*What is needed:*
Begin with the first line and repeat exactly through the line containing "import clsx from 'clsx';"; leave every image out.

*Provided data:*
════════

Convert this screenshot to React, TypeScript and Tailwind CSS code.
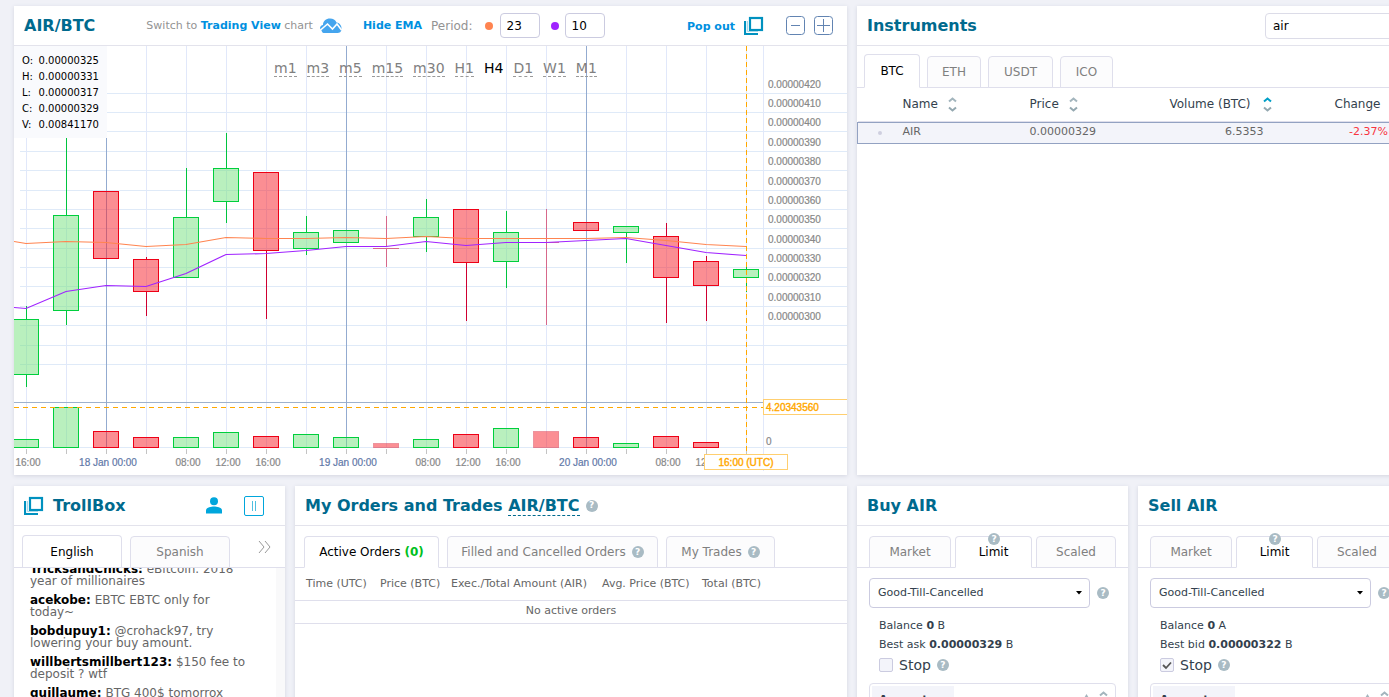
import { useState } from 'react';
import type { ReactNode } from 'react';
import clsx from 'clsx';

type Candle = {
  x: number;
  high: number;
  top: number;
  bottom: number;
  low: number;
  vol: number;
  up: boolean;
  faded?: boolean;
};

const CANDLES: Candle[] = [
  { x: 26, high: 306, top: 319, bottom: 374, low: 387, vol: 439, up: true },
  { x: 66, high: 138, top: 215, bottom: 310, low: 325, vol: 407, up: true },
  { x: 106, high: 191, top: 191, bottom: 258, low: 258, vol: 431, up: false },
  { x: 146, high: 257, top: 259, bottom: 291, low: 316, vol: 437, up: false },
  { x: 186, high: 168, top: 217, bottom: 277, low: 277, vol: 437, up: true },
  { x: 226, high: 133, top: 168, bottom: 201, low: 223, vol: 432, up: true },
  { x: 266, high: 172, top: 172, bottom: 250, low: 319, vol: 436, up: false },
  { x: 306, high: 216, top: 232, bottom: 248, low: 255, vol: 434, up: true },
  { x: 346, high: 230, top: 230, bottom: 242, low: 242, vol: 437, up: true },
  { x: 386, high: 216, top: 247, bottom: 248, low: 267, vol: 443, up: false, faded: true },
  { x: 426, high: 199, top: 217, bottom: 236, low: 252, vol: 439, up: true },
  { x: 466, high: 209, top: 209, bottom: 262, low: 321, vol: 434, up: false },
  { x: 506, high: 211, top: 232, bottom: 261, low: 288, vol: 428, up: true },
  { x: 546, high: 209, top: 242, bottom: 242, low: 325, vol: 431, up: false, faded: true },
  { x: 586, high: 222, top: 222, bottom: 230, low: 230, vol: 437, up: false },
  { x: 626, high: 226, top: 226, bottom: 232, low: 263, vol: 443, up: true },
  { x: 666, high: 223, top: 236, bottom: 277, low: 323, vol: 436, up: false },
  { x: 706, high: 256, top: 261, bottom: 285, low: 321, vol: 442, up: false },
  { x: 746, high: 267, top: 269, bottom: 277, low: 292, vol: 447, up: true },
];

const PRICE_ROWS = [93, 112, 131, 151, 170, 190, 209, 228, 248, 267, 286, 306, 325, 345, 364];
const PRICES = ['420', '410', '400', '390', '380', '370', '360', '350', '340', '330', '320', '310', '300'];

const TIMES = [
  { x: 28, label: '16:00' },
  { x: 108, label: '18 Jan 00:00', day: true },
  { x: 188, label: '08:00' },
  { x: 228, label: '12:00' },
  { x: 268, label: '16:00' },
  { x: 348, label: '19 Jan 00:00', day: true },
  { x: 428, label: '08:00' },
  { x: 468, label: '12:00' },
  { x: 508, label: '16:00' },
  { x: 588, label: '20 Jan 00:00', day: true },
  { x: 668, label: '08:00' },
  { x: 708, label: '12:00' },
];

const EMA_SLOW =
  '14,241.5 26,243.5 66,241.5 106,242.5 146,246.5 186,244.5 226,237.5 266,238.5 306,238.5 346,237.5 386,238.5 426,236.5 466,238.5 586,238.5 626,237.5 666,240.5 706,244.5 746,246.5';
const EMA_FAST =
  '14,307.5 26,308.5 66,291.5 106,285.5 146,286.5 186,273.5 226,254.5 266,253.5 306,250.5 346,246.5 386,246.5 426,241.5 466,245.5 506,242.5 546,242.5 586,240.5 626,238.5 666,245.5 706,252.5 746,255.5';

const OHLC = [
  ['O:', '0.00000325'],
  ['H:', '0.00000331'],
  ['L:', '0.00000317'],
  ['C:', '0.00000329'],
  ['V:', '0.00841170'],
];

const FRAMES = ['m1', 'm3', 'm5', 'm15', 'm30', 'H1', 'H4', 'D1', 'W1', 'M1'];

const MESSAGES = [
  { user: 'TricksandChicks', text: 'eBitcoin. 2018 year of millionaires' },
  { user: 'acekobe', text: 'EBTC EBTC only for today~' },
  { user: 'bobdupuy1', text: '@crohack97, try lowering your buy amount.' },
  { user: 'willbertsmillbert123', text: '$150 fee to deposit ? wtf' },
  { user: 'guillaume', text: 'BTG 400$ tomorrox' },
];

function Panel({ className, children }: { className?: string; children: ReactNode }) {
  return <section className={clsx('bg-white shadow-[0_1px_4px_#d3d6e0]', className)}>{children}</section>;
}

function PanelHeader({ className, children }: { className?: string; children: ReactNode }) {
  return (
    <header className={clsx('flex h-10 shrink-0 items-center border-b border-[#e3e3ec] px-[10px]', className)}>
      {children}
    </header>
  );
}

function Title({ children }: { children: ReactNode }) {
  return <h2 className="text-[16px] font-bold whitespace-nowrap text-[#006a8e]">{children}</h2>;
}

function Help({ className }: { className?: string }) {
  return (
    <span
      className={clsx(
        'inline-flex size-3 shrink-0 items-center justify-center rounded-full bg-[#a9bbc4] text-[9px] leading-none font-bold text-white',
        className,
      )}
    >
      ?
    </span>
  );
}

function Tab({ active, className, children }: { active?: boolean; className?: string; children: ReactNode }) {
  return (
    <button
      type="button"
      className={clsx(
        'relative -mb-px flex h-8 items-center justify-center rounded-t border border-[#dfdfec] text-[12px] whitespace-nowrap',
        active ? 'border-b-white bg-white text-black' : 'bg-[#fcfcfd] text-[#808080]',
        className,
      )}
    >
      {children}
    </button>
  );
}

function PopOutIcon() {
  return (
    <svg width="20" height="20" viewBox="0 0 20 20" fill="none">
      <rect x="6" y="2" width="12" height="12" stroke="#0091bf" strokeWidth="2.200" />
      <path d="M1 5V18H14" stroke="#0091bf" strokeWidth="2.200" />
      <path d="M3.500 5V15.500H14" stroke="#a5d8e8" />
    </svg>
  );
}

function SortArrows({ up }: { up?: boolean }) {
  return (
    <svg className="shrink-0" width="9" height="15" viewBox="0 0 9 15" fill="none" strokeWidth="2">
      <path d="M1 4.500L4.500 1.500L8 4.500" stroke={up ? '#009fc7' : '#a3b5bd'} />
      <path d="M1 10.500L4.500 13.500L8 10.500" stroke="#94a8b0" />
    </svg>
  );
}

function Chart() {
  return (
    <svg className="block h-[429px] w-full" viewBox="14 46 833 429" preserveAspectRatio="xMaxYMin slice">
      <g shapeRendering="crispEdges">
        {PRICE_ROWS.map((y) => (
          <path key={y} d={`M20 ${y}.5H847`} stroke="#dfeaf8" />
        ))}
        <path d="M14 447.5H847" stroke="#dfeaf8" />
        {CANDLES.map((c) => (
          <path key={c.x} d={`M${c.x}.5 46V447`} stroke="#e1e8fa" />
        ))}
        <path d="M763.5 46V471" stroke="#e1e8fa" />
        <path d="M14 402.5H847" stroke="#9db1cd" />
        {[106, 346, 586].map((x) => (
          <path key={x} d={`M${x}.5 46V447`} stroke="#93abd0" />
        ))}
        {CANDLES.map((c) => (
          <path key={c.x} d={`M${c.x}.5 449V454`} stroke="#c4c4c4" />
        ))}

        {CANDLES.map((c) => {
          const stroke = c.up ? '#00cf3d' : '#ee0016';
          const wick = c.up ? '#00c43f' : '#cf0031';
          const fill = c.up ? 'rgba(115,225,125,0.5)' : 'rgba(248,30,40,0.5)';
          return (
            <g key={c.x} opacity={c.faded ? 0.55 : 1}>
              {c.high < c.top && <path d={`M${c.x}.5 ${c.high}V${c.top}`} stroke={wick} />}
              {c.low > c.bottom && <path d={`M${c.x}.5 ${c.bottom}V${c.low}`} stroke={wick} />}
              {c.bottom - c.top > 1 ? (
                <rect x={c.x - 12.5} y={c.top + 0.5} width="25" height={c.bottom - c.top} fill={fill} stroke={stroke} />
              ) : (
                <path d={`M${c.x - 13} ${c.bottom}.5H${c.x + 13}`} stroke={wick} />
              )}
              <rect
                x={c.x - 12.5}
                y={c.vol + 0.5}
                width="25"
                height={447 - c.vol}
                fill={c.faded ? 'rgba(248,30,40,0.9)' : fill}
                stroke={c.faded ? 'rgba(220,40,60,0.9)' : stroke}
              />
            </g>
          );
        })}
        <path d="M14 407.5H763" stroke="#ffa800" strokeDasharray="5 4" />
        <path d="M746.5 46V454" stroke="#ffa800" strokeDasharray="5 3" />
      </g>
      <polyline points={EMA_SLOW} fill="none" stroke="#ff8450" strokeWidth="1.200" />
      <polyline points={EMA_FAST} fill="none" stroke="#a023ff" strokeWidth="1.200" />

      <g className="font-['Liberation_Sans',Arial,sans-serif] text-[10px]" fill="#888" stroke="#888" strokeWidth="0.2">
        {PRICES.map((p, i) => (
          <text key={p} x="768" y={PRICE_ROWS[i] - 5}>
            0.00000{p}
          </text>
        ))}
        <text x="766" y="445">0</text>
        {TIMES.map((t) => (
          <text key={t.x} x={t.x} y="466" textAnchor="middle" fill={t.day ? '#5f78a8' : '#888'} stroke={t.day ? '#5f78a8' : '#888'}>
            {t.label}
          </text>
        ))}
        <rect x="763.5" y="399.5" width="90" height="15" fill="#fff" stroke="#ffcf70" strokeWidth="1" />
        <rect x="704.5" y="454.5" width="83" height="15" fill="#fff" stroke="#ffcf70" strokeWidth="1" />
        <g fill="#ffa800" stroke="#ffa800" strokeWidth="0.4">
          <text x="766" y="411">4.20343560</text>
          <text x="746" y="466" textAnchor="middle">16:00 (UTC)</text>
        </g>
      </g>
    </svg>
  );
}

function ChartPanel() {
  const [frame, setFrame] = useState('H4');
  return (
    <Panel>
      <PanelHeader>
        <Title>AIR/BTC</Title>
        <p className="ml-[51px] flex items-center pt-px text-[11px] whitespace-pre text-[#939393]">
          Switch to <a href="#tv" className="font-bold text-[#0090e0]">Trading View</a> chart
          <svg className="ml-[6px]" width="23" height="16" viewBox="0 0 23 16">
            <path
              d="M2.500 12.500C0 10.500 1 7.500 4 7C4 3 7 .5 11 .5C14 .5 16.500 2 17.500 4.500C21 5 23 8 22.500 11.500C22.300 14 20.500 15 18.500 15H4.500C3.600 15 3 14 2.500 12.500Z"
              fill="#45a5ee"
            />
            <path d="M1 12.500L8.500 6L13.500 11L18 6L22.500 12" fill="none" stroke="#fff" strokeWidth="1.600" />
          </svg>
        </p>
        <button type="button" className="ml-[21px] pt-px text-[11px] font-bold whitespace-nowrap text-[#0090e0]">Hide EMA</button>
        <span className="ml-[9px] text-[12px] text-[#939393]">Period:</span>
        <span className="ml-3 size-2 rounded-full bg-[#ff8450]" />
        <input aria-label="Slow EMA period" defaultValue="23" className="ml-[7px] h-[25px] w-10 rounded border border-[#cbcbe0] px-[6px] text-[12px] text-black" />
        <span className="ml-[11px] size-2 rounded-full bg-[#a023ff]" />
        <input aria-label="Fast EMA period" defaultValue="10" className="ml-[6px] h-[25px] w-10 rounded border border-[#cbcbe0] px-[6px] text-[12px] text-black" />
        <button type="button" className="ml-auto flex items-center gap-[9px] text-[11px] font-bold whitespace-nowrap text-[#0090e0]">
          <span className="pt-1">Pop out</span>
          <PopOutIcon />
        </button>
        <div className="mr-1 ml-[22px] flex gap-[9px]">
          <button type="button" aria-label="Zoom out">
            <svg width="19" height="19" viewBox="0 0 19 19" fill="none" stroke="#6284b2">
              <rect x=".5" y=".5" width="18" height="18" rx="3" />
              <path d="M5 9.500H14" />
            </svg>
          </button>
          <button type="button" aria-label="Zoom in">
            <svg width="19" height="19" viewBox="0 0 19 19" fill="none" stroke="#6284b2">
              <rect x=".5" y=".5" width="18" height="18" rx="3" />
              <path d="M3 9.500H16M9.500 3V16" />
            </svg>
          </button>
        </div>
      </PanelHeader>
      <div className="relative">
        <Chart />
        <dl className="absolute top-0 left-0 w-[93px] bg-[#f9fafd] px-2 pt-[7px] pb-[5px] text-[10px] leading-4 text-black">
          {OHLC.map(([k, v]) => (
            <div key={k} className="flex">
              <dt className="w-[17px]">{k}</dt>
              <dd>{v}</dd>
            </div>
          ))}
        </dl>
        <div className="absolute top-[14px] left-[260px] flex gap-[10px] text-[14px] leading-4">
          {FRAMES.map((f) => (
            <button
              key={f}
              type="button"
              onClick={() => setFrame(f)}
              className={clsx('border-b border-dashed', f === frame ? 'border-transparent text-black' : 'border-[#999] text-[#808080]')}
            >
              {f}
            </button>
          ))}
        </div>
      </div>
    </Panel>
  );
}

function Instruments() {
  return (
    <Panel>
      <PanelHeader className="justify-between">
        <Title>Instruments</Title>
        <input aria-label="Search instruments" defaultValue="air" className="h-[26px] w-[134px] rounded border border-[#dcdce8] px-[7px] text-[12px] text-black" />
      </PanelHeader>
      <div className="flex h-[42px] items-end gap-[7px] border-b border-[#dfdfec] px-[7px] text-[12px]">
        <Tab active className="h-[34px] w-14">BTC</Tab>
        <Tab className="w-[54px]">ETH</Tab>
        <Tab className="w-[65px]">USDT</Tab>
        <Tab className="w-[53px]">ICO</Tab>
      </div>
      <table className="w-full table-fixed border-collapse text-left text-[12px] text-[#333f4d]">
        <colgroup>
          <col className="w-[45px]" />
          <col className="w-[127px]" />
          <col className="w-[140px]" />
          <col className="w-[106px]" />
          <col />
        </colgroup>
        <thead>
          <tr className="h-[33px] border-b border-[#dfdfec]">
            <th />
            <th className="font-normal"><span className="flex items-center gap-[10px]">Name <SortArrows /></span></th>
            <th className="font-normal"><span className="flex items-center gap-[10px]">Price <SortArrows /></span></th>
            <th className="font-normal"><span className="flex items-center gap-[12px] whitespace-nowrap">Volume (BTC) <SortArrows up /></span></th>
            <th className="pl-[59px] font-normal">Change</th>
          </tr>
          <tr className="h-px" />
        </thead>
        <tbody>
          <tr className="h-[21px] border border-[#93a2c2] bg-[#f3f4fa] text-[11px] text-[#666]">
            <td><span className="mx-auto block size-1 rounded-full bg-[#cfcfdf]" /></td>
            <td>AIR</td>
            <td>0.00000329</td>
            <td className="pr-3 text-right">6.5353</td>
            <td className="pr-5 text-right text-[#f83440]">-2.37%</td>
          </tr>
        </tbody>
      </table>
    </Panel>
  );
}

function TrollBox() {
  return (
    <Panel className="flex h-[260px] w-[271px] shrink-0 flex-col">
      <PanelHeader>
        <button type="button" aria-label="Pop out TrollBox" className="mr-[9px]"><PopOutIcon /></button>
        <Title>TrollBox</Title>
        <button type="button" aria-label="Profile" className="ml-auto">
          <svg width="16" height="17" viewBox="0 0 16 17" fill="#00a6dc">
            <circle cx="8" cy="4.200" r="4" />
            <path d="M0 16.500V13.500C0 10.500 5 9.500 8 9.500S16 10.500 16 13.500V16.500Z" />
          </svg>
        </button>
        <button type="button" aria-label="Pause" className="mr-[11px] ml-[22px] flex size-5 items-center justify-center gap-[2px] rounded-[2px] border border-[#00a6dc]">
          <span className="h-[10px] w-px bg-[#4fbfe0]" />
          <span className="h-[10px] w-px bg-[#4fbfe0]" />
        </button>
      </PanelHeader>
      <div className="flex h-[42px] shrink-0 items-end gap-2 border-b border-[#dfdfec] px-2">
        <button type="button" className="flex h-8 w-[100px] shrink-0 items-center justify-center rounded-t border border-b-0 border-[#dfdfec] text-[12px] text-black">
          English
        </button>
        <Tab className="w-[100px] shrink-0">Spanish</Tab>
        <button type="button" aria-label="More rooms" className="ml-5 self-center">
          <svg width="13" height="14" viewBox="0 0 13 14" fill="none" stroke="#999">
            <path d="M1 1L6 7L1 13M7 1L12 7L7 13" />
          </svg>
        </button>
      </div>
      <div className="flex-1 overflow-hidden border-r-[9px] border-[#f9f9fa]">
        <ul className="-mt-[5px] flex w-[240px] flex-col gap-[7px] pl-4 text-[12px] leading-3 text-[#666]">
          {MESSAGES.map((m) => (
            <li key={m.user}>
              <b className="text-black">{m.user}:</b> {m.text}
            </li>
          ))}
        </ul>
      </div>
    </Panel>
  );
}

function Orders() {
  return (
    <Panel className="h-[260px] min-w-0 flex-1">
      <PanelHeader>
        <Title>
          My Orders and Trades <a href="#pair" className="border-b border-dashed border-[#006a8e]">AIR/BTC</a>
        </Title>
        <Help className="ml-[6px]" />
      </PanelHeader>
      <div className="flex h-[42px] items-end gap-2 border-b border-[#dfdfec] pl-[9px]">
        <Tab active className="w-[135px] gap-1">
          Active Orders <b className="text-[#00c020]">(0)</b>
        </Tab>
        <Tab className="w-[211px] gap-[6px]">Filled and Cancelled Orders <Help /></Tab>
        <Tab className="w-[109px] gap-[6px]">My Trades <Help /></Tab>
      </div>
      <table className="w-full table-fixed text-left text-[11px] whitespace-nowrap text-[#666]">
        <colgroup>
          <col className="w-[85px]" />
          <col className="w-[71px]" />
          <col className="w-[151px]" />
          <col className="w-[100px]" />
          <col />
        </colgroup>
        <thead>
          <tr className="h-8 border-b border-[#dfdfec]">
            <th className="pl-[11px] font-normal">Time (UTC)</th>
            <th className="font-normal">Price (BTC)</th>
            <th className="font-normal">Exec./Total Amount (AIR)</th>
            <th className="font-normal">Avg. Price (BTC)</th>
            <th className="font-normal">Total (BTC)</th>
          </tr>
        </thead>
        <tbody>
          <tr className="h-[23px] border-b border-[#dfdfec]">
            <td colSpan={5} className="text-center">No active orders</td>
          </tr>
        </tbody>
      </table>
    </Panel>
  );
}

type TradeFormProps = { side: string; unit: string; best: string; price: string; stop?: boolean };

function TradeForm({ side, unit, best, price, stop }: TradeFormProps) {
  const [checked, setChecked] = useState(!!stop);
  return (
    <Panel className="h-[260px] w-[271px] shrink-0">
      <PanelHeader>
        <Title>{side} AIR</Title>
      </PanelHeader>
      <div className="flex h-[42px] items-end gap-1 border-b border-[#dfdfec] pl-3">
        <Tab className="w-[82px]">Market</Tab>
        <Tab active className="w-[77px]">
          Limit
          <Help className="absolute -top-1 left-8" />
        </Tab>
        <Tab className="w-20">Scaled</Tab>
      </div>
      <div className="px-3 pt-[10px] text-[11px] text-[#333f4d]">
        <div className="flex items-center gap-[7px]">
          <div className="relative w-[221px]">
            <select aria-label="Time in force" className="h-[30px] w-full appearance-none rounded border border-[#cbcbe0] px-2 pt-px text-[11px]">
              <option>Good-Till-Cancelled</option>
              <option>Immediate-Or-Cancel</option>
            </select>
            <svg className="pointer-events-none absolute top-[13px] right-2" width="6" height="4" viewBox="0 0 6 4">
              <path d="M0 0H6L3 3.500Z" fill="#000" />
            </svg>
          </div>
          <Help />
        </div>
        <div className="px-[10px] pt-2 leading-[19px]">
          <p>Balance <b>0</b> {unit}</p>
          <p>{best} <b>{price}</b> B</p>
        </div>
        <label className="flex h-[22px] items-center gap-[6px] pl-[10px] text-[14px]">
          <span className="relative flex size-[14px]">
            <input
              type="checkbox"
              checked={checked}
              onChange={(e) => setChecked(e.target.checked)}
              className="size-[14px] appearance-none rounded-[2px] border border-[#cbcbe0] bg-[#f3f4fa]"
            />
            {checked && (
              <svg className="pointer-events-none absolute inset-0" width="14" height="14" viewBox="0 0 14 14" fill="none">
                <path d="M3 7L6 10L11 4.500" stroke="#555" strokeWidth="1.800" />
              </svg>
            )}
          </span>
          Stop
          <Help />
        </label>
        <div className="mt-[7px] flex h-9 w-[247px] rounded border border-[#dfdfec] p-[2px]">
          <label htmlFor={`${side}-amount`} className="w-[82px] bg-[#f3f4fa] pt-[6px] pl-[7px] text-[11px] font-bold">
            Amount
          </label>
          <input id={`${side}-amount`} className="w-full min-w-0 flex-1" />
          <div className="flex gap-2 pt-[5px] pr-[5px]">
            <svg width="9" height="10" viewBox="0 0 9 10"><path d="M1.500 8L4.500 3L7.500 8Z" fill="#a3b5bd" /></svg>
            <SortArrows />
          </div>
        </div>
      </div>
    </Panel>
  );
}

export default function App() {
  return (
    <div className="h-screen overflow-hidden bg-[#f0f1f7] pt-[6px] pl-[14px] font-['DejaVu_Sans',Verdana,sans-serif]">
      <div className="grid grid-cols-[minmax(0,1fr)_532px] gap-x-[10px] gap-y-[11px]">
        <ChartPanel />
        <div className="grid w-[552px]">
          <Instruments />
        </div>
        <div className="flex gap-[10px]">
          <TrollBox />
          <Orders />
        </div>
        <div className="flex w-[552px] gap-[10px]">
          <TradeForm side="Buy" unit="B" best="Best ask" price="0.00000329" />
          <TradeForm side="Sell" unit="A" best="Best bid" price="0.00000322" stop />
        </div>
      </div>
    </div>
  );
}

════════

*In response:*
Convert this screenshot to React, TypeScript and Tailwind CSS code.
import { useState } from 'react';
import type { ReactNode } from 'react';
import clsx from 'clsx';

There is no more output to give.